In a traditional "fix-it" mindset - first do you have an aggregate on a partner node to which you could move part of the data in question (even if SATA disk is only on the one node)? As opposed to just moving to a different aggregate on the same node that is. Both options can be tried, but with the limited information available I can't advise whether you will just move the performance issue or actually see improvement. I expect with the information at hand that if, based on total I/O, a performance (SAS) disk aggregate can't handle load and the node is bogged down because of it, moving some of that load to a capacity (SATA) tier on the same node is not likely to make things better and will likely make things worse. Worth a shot perhaps, but not expecting any miracles here.

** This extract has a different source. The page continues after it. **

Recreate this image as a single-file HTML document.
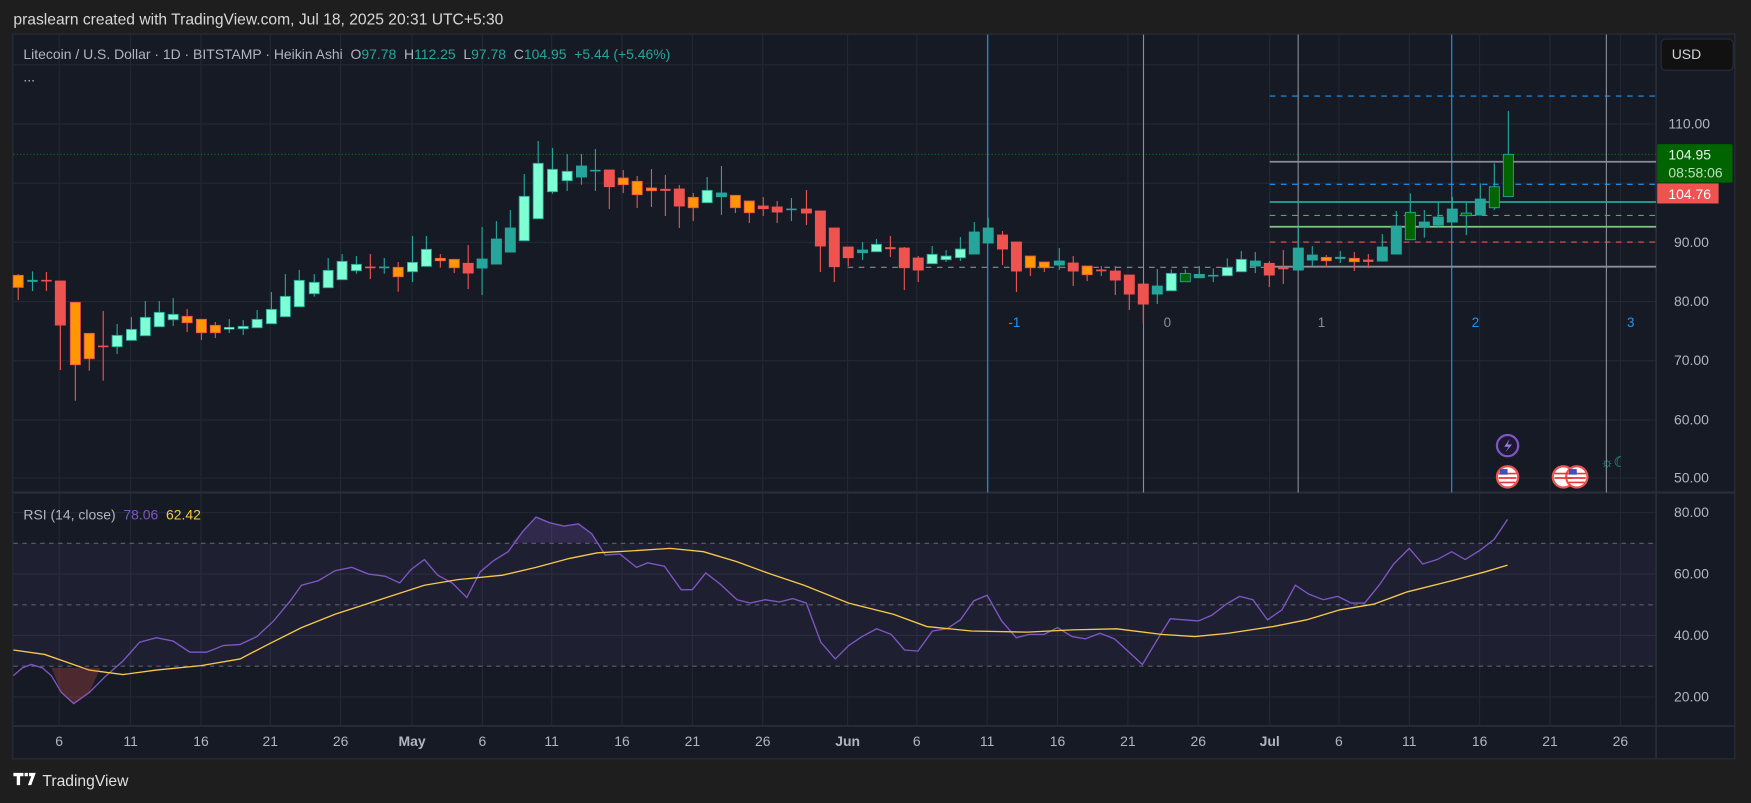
<!DOCTYPE html>
<html><head><meta charset="utf-8">
<style>
html,body{margin:0;padding:0;background:#1e1e1e;width:1751px;height:803px;overflow:hidden}
svg{display:block}
text{font-family:"Liberation Sans",sans-serif;white-space:pre}
</style></head>
<body>
<svg id="s" width="1751" height="803" viewBox="0 0 1568 719" preserveAspectRatio="none" xmlns="http://www.w3.org/2000/svg">
<rect x="0" y="0" width="1568" height="719" fill="#1e1e1e"/>
<text x="12" y="22" font-size="14" fill="#d8d8d8">praslearn created with TradingView.com, Jul 18, 2025 20:31 UTC+5:30</text>
<rect x="11.5" y="30.5" width="1542" height="649" fill="#161a25" stroke="#2a2e39"/>
<g id="grid" stroke="#242833" stroke-width="1"></g>
<rect x="12" y="486.5" width="1471" height="110" fill="#7e57c2" fill-opacity="0.09"/>
<g stroke="#5d606b" stroke-dasharray="4 4" stroke-width="1">
<line x1="12" y1="486.5" x2="1483" y2="486.5"/><line x1="12" y1="541.5" x2="1483" y2="541.5"/><line x1="12" y1="596.5" x2="1483" y2="596.5"/>
</g>
<line x1="12" y1="441" x2="1553" y2="441" stroke="#2a2e39" stroke-width="2"/>
<line x1="12" y1="650" x2="1553" y2="650" stroke="#2a2e39" stroke-width="1.5"/>
<line x1="1483" y1="31" x2="1483" y2="679" stroke="#2a2e39" stroke-width="1.5"/>
<line x1="12" y1="138.2" x2="1483" y2="138.2" stroke="#0a7a0a" stroke-dasharray="1 2"/>
<g stroke-width="1">
<line x1="884.5" y1="31" x2="884.5" y2="441" stroke="#2196f3"/>
<line x1="1024" y1="31" x2="1024" y2="441" stroke="#8a8d96"/>
<line x1="1162.5" y1="31" x2="1162.5" y2="441" stroke="#8a8d96"/>
<line x1="1300" y1="31" x2="1300" y2="441" stroke="#2196f3"/>
<line x1="1438.5" y1="31" x2="1438.5" y2="441" stroke="#8a8d96"/>
</g>
<g font-size="12">
<text x="903" y="293" fill="#2196f3">-1</text>
<text x="1042" y="293" fill="#8a8d96">0</text>
<text x="1180" y="293" fill="#8a8d96">1</text>
<text x="1318" y="293" fill="#2196f3">2</text>
<text x="1457" y="293" fill="#2196f3">3</text>
</g>
<line x1="759" y1="239.4" x2="1137" y2="239.4" stroke="#8a8d96" stroke-dasharray="5 5"/>
<line x1="1137" y1="86" x2="1483" y2="86" stroke="#2196f3" stroke-dasharray="5 5"/>
<line x1="1137" y1="144.8" x2="1483" y2="144.8" stroke="#8a8d96" stroke-width="1.6"/>
<line x1="1137" y1="165" x2="1483" y2="165" stroke="#2196f3" stroke-dasharray="5 5"/>
<line x1="1137" y1="180.9" x2="1483" y2="180.9" stroke="#26a69a" stroke-width="1.6"/>
<line x1="1137" y1="192.9" x2="1483" y2="192.9" stroke="#4caf50" stroke-dasharray="5 5"/>
<line x1="1137" y1="203" x2="1483" y2="203" stroke="#81c784" stroke-width="1.6"/>
<line x1="1137" y1="216.7" x2="1483" y2="216.7" stroke="#ef5350" stroke-dasharray="5 5"/>
<line x1="1137" y1="238.8" x2="1483" y2="238.8" stroke="#8a8d96" stroke-width="1.6"/>
<g id="candles"></g>
<polyline fill="none" stroke="#7e57c2" stroke-width="1.2" points="12,605 20,598 28,595 38,598 46,605 55,620 66,630 80,620 95,605 110,592 125,575 140,571 155,574 170,584 185,584 200,578 215,577 230,570 245,556 260,538 270,524 285,520 300,511 315,508 330,514 345,516 358,522 368,510 380,501 392,515 405,522 418,535 430,512 442,502 455,494 468,476 480,463 492,468 505,471 518,469 530,478 542,497 555,496 570,508 580,504 595,507 610,528 620,528 632,513 645,523 660,537 672,540 685,537 698,539 710,536 722,540 735,575 748,590 760,578 772,570 785,563 798,568 810,582 822,583 835,565 848,563 860,555 872,538 884,533 897,556 910,571 922,568 935,568 947,562 960,570 972,572 985,567 998,572 1010,583 1023,595 1035,575 1048,554 1060,555 1073,556 1085,551 1098,541 1110,534 1122,537 1135,555 1148,546 1160,524 1172,532 1185,537 1198,534 1210,540 1222,540 1235,524 1248,505 1262,491 1274,505 1287,501 1300,494 1312,501 1325,493 1338,483 1350,465"/>
<polyline fill="none" stroke="#f7c948" stroke-width="1.2" points="12,582 40,586 60,593 80,600 110,604 140,600 180,596 215,590 240,577 270,562 300,550 340,537 380,524 410,519 450,515 480,508 510,500 535,495 570,493 600,491 630,494 660,503 690,514 720,524 760,540 800,550 830,561 870,565 920,566 960,564 1000,563 1040,568 1070,570 1100,567 1140,561 1170,555 1200,546 1230,541 1260,530 1300,520 1330,512 1350,506"/>
<path d="M46,598 L55,620 L66,630 L80,620 L90,598 Z" fill="#ef5350" fill-opacity="0.25"/>
<path d="M458,486 L468,476 L480,463 L492,468 L505,471 L518,469 L530,478 L535,486 Z" fill="#7e57c2" fill-opacity="0.25"/>
<g font-size="12.5" fill="#b2b5be">
<text x="21" y="53">Litecoin / U.S. Dollar · 1D · BITSTAMP · Heikin Ashi  O<tspan fill="#26a69a">97.78</tspan>  H<tspan fill="#26a69a">112.25</tspan>  L<tspan fill="#26a69a">97.78</tspan>  C<tspan fill="#26a69a">104.95  +5.44 (+5.46%)</tspan></text>
<text x="21" y="73">...</text>
<text x="21" y="465">RSI (14, close)  <tspan fill="#7e57c2">78.06</tspan>  <tspan fill="#f7c948">62.42</tspan></text>
</g>
<g font-size="12.5" fill="#b2b5be">
<text x="1494" y="115">110.00</text>
<text x="1499" y="221">90.00</text>
<text x="1499" y="274">80.00</text>
<text x="1499" y="327">70.00</text>
<text x="1499" y="380">60.00</text>
<text x="1499" y="432">50.00</text>
<text x="1499" y="463">80.00</text>
<text x="1499" y="518">60.00</text>
<text x="1499" y="573">40.00</text>
<text x="1499" y="628">20.00</text>
</g>
<rect x="1487.5" y="35" width="64.5" height="28" rx="4" fill="#111" stroke="#2a2e39"/>
<text x="1497" y="53" font-size="12.5" fill="#d1d4dc">USD</text>
<rect x="1484" y="129" width="67.5" height="34.5" rx="1.5" fill="#006400"/>
<text x="1494" y="143" font-size="12.5" fill="#e8f5e9">104.95</text>
<text x="1494" y="159" font-size="12.5" fill="#b9e0b9">08:58:06</text>
<rect x="1484" y="164.2" width="55" height="18" fill="#ef5350"/>
<text x="1494" y="178" font-size="12.5" fill="#fff">104.76</text>
<g font-size="12.5" fill="#b2b5be" text-anchor="middle">
<text x="53" y="668">6</text><text x="117" y="668">11</text><text x="180" y="668">16</text><text x="242" y="668">21</text><text x="305" y="668">26</text>
<text x="369" y="668" font-weight="bold">May</text><text x="432" y="668">6</text><text x="494" y="668">11</text><text x="557" y="668">16</text><text x="620" y="668">21</text><text x="683" y="668">26</text>
<text x="759" y="668" font-weight="bold">Jun</text><text x="821" y="668">6</text><text x="884" y="668">11</text><text x="947" y="668">16</text><text x="1010" y="668">21</text><text x="1073" y="668">26</text>
<text x="1137" y="668" font-weight="bold">Jul</text><text x="1199" y="668">6</text><text x="1262" y="668">11</text><text x="1325" y="668">16</text><text x="1388" y="668">21</text><text x="1451" y="668">26</text>
</g>
<circle cx="1350" cy="399" r="9.5" fill="#1d1830" stroke="#7e57c2" stroke-width="2"/>
<path d="M1352,393 L1347,400 L1351,400 L1348,405 L1354,398 L1350,398 Z" fill="#9c7be0"/>
<g>
<circle cx="1350" cy="427" r="9.5" fill="#fff" stroke="#ef5350" stroke-width="2"/>
<circle cx="1400" cy="427" r="9.5" fill="#fff" stroke="#ef5350" stroke-width="2"/>
<circle cx="1412" cy="427" r="9.5" fill="#fff" stroke="#ef5350" stroke-width="2"/>
<g stroke="#e53935" stroke-width="1.5"><line x1="1342" y1="424" x2="1358" y2="424"/><line x1="1342" y1="428" x2="1358" y2="428"/><line x1="1343" y1="432" x2="1357" y2="432"/>
<line x1="1392" y1="424" x2="1408" y2="424"/><line x1="1392" y1="428" x2="1408" y2="428"/><line x1="1404" y1="424" x2="1420" y2="424"/><line x1="1404" y1="428" x2="1420" y2="428"/><line x1="1405" y1="432" x2="1419" y2="432"/></g>
<rect x="1343" y="420" width="7" height="5" fill="#3f51b5"/><rect x="1405" y="420" width="7" height="5" fill="#3f51b5"/>
</g>
<text x="1433" y="418" font-size="13" fill="#26a69a">☼☾</text>
<path d="M12,692 h9 v3 h-3 v8 h-3 v-8 h-3 z M22,692 h3 v3 h-3 z M26,692 h6 l-4 11 h-3 l3 -8 h-2 z" fill="#fff"/>
<text x="38" y="704" font-size="14" fill="#e0e0e0">TradingView</text>
</svg>
<script>
(function(){
var NS="http://www.w3.org/2000/svg";
var g=document.getElementById('grid');
function ln(p,x1,y1,x2,y2){var l=document.createElementNS(NS,'line');l.setAttribute('x1',x1);l.setAttribute('y1',y1);l.setAttribute('x2',x2);l.setAttribute('y2',y2);p.appendChild(l);return l;}
[58,111,164,217,270,323,376,428].forEach(function(y){ln(g,12,y,1483,y);});
[459,514,569,624].forEach(function(y){ln(g,12,y,1483,y);});
[53,117,180,242,305,369,432,494,557,620,683,759,821,884,947,1010,1073,1137,1199,1262,1325,1388,1451].forEach(function(x){ln(g,x,31,x,650);});
var z4=[[51,496,532,492,570,'O'],[91,510,515,484,543,'T'],[130,510,513,486,543,'R'],[169,513,645,513,780,'R'],[211,577,764,577,872,'O'],[250,670,746,670,782,'O'],[289,707,711,603,812,'R'],[328,676,710,642,732,'A'],[368,658,691,621,691,'A'],[407,622,677,573,677,'A'],[446,607,650,573,650,'A'],[485,613,629,564,648,'A'],[524,619,638,597,666,'O'],[564,628,668,628,690,'O'],[603,646,668,636,684,'O'],[642,652,658,627,669,'A'],[681,649,656,630,675,'A'],[720,628,653,600,653,'A'],[760,598,641,546,641,'A'],[799,559,620,492,620,'A'],[838,511,590,480,590,'A'],[880,517,551,492,560,'A'],[919,481,533,444,533,'A'],[958,454,509,432,509,'A'],[998,463,482,438,491,'A'],[1037,470,474,432,507,'R'],[1076,470,474,444,491,'T'],[1115,472,500,456,545,'O'],[1155,457,485,378,516,'A'],[1194,418,469,378,469,'A'],[1233,445,452,432,473,'O'],[1272,448,473,448,489,'O'],[1311,460,489,405,537,'R'],[1350,447,474,351,555,'T'],[1390,387,462,333,462,'T'],[1429,354,426,300,426,'T'],[1468,259,392,192,392,'A'],[1507,160,326,93,326,'A'],[1547,178,245,114,251,'A']];
var z5=[[76,184,212,132,243,'A'],[116,168,201,132,224,'T'],[155,180,184,117,243,'T'],[194,180,230,180,297,'R'],[233,204,224,180,249,'O'],[272,214,254,198,294,'O'],[312,234,242,177,291,'O'],[351,237,242,195,318,'R'],[390,237,288,225,354,'R'],[429,262,293,249,333,'O'],[468,241,278,201,278,'A'],[508,249,260,168,315,'T'],[547,256,293,256,309,'O'],[586,273,308,273,339,'O'],[625,288,296,261,318,'R'],[664,291,306,273,339,'R'],[704,296,300,264,333,'T'],[746,297,309,240,345,'R'],[785,303,408,303,486,'R'],[824,354,470,354,516,'R'],[863,411,443,411,468,'R'],[903,420,428,396,450,'T'],[942,403,425,387,425,'A'],[981,412,417,378,441,'R'],[1020,414,473,411,540,'R'],[1059,444,480,438,516,'R'],[1098,433,461,408,461,'A'],[1137,438,449,420,456,'A'],[1177,417,443,381,453,'A'],[1216,366,432,336,432,'T'],[1255,354,399,324,399,'T'],[1295,375,417,363,465,'R'],[1334,396,483,396,546,'R'],[1373,438,473,438,498,'O'],[1412,456,473,456,486,'O'],[1454,453,465,414,480,'T'],[1493,459,483,438,528,'R'],[1532,468,494,468,513,'O']];
var z6=[[64,329,332,318,348,'R'],[106,333,360,318,405,'R'],[148,345,402,345,450,'R'],[190,372,432,372,492,'R'],[232,378,402,327,432,'T'],[274,340,392,328,392,'A'],[316,340,365,328,365,'G'],[358,343,353,318,353,'T'],[400,345,348,325,366,'T'],[442,322,347,295,347,'A'],[484,298,335,273,335,'A'],[526,303,318,276,339,'T'],[568,310,345,303,381,'R'],[610,323,327,270,372,'R'],[655,264,330,200,330,'T'],[697,285,300,258,318,'T'],[739,292,302,285,322,'O'],[781,291,296,273,309,'T'],[823,295,305,276,333,'O'],[865,299,305,282,324,'R'],[907,261,303,222,303,'T'],[949,198,282,153,282,'T'],[991,157,239,100,239,'G'],[1033,186,200,150,233,'T'],[1075,171,195,125,201,'T'],[1117,147,186,110,186,'T'],[1159,159,167,129,225,'G'],[1201,117,165,70,165,'T'],[1243,80,143,10,150,'G']];
var C={A:['#7fffd4','#26a69a','#26a69a'],T:['#26a69a','#26a69a','#26a69a'],R:['#ef5350','#ef5350','#ef5350'],O:['#ff9800','#ef5350','#ef5350'],G:['#006400','#26a69a','#26a69a']};
var cg=document.getElementById('candles');
function draw(x,bt,bb,wt,wb,t){var c=C[t];
var w=ln(cg,x,Math.min(wt,bt),x,Math.max(wb,bb));w.setAttribute('stroke',c[2]);w.setAttribute('stroke-width','1');
var r=document.createElementNS(NS,'rect');var h=Math.max(bb-bt,1.2);
r.setAttribute('x',x-4.5);r.setAttribute('y',bt);r.setAttribute('width',9);r.setAttribute('height',h);
r.setAttribute('fill',c[0]);r.setAttribute('stroke',c[1]);r.setAttribute('stroke-width',h>2?'0.8':'0.3');cg.appendChild(r);}
z4.forEach(function(a){draw(a[0]/3.127,98.5+a[1]/3.35,98.5+a[2]/3.35,98.5+a[3]/3.35,98.5+a[4]/3.35,a[5]);});
z5.forEach(function(a){draw(483.6+a[0]/3.127,98.5+a[1]/3.35,98.5+a[2]/3.35,98.5+a[3]/3.35,98.5+a[4]/3.35,a[5]);});
z6.forEach(function(a){draw(967.1+a[0]/3.35,143.3+a[1]/3.35,143.3+a[2]/3.35,143.3+a[3]/3.35,143.3+a[4]/3.35,a[5]);});
draw(1350.7,138.2,175.9,99.4,175.9,'G');
})();
</script>
</body></html>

So - now the non-traditional fixes. The backups appear to be Oracle based backups, based on the node names. I am going to assume that your backups are RMAN based - can you use the RMAN commands in the backup job to limit the bandwidth available to the backup device so as to artifically lower the backup load (the RATE parameter on the device configuration if I remember my Oracle correctly - it's been a while since I worked with Oracle DBs). By default RMAN tries to go as fast as it possibly can - some artificial limits will increase your backup time but may also lower total I/O load to and from your target volumes.
Then again, can you use Snapshots to handle your Oracle backups instead, either through manual means or through SnapManager for Oracle integration into RMAN? Rather than stream traditional backup data to a target volume, Snapshot based backup and Oracle integration products are part of the total value proposition of a NetApp solution.
[ soapbox mode on ]
In my opinion, if you don't leverage them everywhere you can, especially for situations like this, why spend the extra money on NetApp as opposed to just a dumb bunch of disks?
[ soapbox mode off ]
And lastly, assuming the systems are under maintenance, what are your account engineers and NetApp support teams suggesting with regards to this issue?